• _The task_
Transcribe every line exactly and omit anything that is a picture.

• _Data segment_
------------------------------

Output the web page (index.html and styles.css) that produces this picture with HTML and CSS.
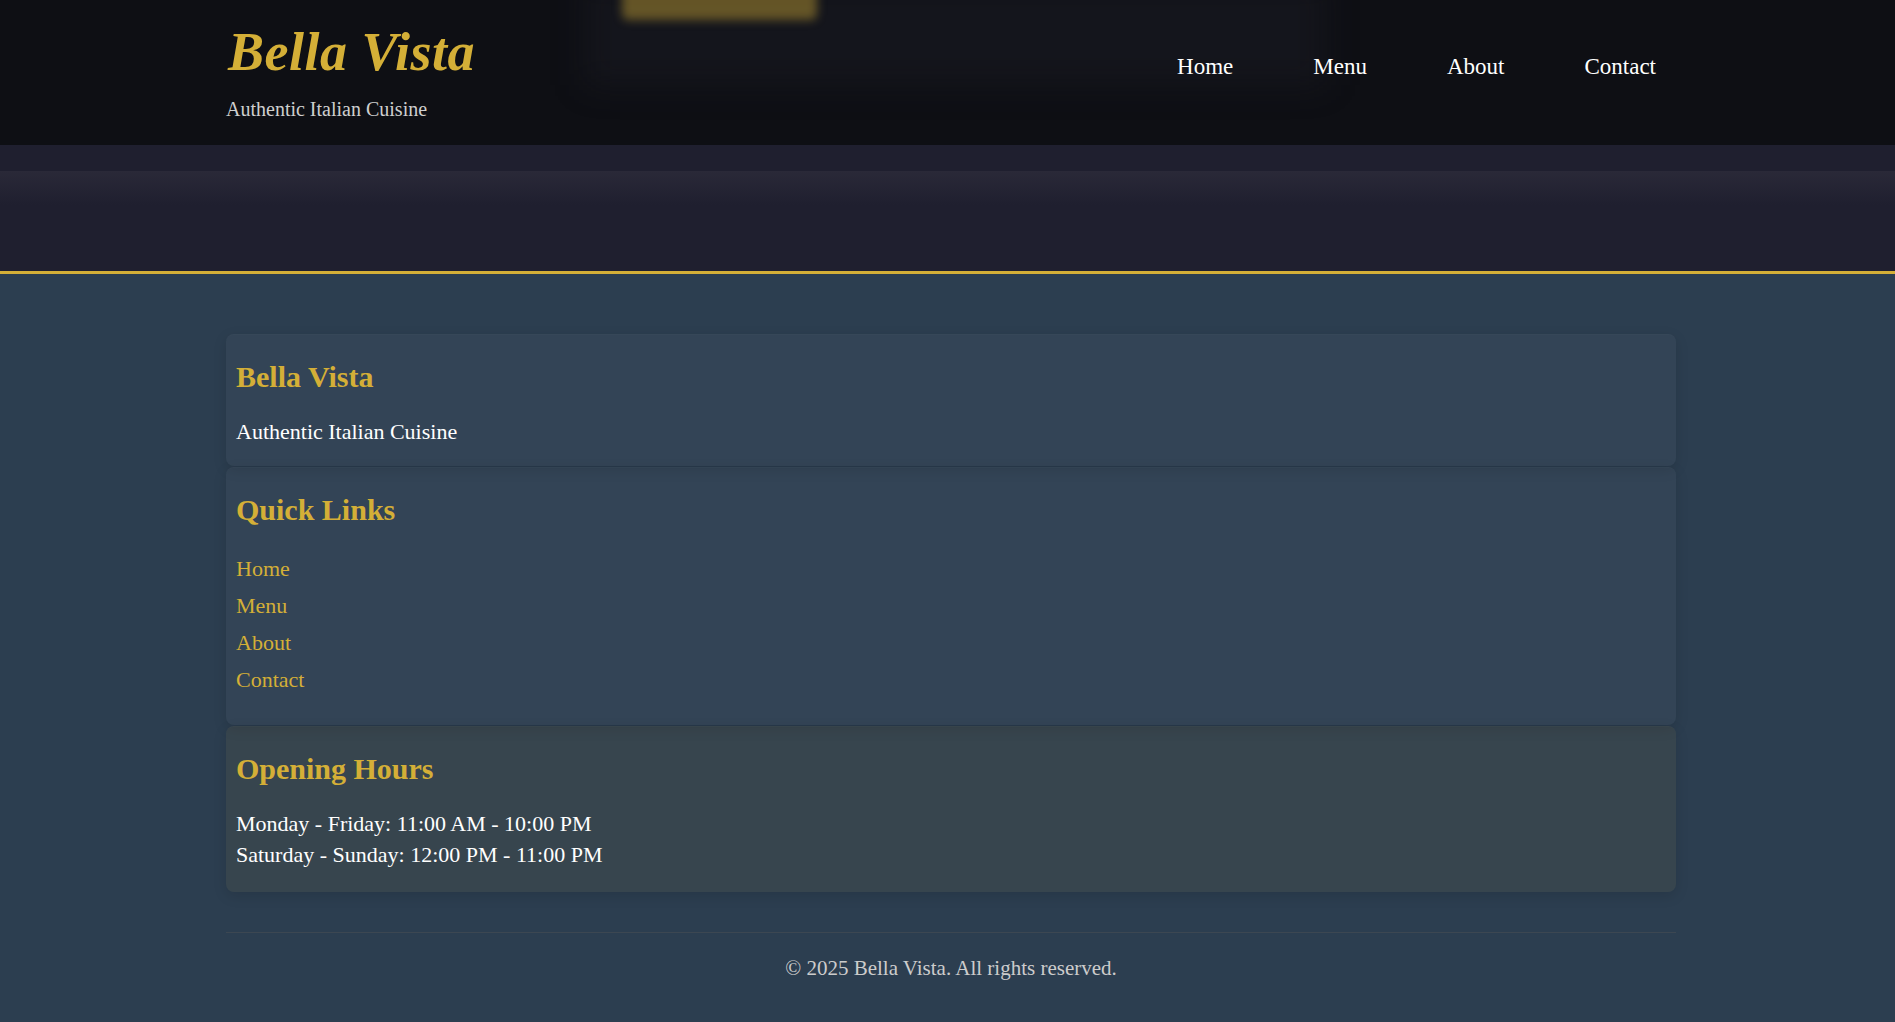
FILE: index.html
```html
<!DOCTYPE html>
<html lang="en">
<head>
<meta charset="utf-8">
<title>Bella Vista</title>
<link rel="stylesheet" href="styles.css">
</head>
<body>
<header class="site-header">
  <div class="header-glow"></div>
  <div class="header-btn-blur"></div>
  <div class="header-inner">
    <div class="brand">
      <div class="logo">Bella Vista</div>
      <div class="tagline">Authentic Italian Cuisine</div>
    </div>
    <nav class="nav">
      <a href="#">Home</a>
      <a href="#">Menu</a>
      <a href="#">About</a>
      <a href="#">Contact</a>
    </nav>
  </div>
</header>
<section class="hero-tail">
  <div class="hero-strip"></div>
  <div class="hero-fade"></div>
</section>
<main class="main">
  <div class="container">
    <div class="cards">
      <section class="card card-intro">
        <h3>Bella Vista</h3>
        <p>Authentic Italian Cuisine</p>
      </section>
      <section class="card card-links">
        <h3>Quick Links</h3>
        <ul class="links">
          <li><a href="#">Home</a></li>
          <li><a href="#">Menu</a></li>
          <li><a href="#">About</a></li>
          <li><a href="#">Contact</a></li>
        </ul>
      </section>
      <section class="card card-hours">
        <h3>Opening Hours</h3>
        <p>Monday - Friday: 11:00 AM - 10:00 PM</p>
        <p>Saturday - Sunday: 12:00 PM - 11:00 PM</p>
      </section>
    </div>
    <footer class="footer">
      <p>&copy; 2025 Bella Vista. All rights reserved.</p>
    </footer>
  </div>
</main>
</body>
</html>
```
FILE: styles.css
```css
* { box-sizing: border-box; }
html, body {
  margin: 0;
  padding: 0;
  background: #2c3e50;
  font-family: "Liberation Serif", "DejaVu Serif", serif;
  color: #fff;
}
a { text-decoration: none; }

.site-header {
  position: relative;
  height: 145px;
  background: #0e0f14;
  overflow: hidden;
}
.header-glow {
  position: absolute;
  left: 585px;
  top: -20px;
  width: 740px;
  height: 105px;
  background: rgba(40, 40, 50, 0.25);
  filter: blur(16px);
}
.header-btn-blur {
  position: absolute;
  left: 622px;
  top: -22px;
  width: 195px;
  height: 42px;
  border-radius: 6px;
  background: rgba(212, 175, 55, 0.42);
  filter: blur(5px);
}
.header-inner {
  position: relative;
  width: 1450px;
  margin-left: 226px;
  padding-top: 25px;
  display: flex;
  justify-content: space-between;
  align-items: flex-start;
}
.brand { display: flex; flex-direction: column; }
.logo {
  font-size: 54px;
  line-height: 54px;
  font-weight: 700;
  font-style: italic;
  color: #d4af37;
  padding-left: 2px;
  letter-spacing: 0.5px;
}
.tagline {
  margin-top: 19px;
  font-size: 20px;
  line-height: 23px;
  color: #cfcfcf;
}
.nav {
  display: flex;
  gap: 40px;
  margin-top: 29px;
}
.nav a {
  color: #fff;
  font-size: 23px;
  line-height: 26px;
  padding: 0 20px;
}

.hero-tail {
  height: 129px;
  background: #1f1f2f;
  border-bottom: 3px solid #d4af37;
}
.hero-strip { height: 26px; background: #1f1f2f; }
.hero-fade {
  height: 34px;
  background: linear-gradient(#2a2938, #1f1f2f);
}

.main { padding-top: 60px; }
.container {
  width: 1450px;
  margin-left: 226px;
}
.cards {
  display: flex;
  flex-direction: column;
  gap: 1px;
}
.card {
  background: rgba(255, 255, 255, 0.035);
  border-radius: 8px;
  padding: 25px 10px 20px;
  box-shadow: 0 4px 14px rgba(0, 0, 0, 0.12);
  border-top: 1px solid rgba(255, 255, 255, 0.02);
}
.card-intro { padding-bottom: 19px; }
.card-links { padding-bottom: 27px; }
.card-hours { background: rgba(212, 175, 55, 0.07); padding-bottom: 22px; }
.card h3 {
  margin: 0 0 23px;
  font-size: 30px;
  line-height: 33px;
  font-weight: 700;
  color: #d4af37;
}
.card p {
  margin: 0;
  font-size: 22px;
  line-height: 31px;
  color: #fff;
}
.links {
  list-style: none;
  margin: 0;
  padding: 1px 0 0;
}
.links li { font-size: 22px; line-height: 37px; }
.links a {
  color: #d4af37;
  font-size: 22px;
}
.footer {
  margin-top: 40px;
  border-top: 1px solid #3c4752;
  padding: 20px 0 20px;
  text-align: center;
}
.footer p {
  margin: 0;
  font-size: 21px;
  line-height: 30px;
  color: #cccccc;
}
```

------------------------------

• _The solution_
Output the web page (index.html and styles.css) that produces this picture with HTML and CSS.
FILE: index.html
```html
<!DOCTYPE html>
<html lang="en">
<head>
<meta charset="utf-8">
<title>Bella Vista</title>
<link rel="stylesheet" href="styles.css">
</head>
<body>
<header class="site-header">
  <div class="header-glow"></div>
  <div class="header-btn-blur"></div>
  <div class="header-inner">
    <div class="brand">
      <div class="logo">Bella Vista</div>
      <div class="tagline">Authentic Italian Cuisine</div>
    </div>
    <nav class="nav">
      <a href="#">Home</a>
      <a href="#">Menu</a>
      <a href="#">About</a>
      <a href="#">Contact</a>
    </nav>
  </div>
</header>
<section class="hero-tail">
  <div class="hero-strip"></div>
  <div class="hero-fade"></div>
</section>
<main class="main">
  <div class="container">
    <div class="cards">
      <section class="card card-intro">
        <h3>Bella Vista</h3>
        <p>Authentic Italian Cuisine</p>
      </section>
      <section class="card card-links">
        <h3>Quick Links</h3>
        <ul class="links">
          <li><a href="#">Home</a></li>
          <li><a href="#">Menu</a></li>
          <li><a href="#">About</a></li>
          <li><a href="#">Contact</a></li>
        </ul>
      </section>
      <section class="card card-hours">
        <h3>Opening Hours</h3>
        <p>Monday - Friday: 11:00 AM - 10:00 PM</p>
        <p>Saturday - Sunday: 12:00 PM - 11:00 PM</p>
      </section>
    </div>
    <footer class="footer">
      <p>&copy; 2025 Bella Vista. All rights reserved.</p>
    </footer>
  </div>
</main>
</body>
</html>
```
FILE: styles.css
```css
* { box-sizing: border-box; }
html, body {
  margin: 0;
  padding: 0;
  background: #2c3e50;
  font-family: "Liberation Serif", "DejaVu Serif", serif;
  color: #fff;
}
a { text-decoration: none; }

.site-header {
  position: relative;
  height: 145px;
  background: #0e0f14;
  overflow: hidden;
}
.header-glow {
  position: absolute;
  left: 585px;
  top: -20px;
  width: 740px;
  height: 105px;
  background: rgba(40, 40, 50, 0.25);
  filter: blur(16px);
}
.header-btn-blur {
  position: absolute;
  left: 622px;
  top: -22px;
  width: 195px;
  height: 42px;
  border-radius: 6px;
  background: rgba(212, 175, 55, 0.42);
  filter: blur(5px);
}
.header-inner {
  position: relative;
  width: 1450px;
  margin-left: 226px;
  padding-top: 25px;
  display: flex;
  justify-content: space-between;
  align-items: flex-start;
}
.brand { display: flex; flex-direction: column; }
.logo {
  font-size: 54px;
  line-height: 54px;
  font-weight: 700;
  font-style: italic;
  color: #d4af37;
  padding-left: 2px;
  letter-spacing: 0.5px;
}
.tagline {
  margin-top: 19px;
  font-size: 20px;
  line-height: 23px;
  color: #cfcfcf;
}
.nav {
  display: flex;
  gap: 40px;
  margin-top: 29px;
}
.nav a {
  color: #fff;
  font-size: 23px;
  line-height: 26px;
  padding: 0 20px;
}

.hero-tail {
  height: 129px;
  background: #1f1f2f;
  border-bottom: 3px solid #d4af37;
}
.hero-strip { height: 26px; background: #1f1f2f; }
.hero-fade {
  height: 34px;
  background: linear-gradient(#2a2938, #1f1f2f);
}

.main { padding-top: 60px; }
.container {
  width: 1450px;
  margin-left: 226px;
}
.cards {
  display: flex;
  flex-direction: column;
  gap: 1px;
}
.card {
  background: rgba(255, 255, 255, 0.035);
  border-radius: 8px;
  padding: 25px 10px 20px;
  box-shadow: 0 4px 14px rgba(0, 0, 0, 0.12);
  border-top: 1px solid rgba(255, 255, 255, 0.02);
}
.card-intro { padding-bottom: 19px; }
.card-links { padding-bottom: 27px; }
.card-hours { background: rgba(212, 175, 55, 0.07); padding-bottom: 22px; }
.card h3 {
  margin: 0 0 23px;
  font-size: 30px;
  line-height: 33px;
  font-weight: 700;
  color: #d4af37;
}
.card p {
  margin: 0;
  font-size: 22px;
  line-height: 31px;
  color: #fff;
}
.links {
  list-style: none;
  margin: 0;
  padding: 1px 0 0;
}
.links li { font-size: 22px; line-height: 37px; }
.links a {
  color: #d4af37;
  font-size: 22px;
}
.footer {
  margin-top: 40px;
  border-top: 1px solid #3c4752;
  padding: 20px 0 20px;
  text-align: center;
}
.footer p {
  margin: 0;
  font-size: 21px;
  line-height: 30px;
  color: #cccccc;
}
```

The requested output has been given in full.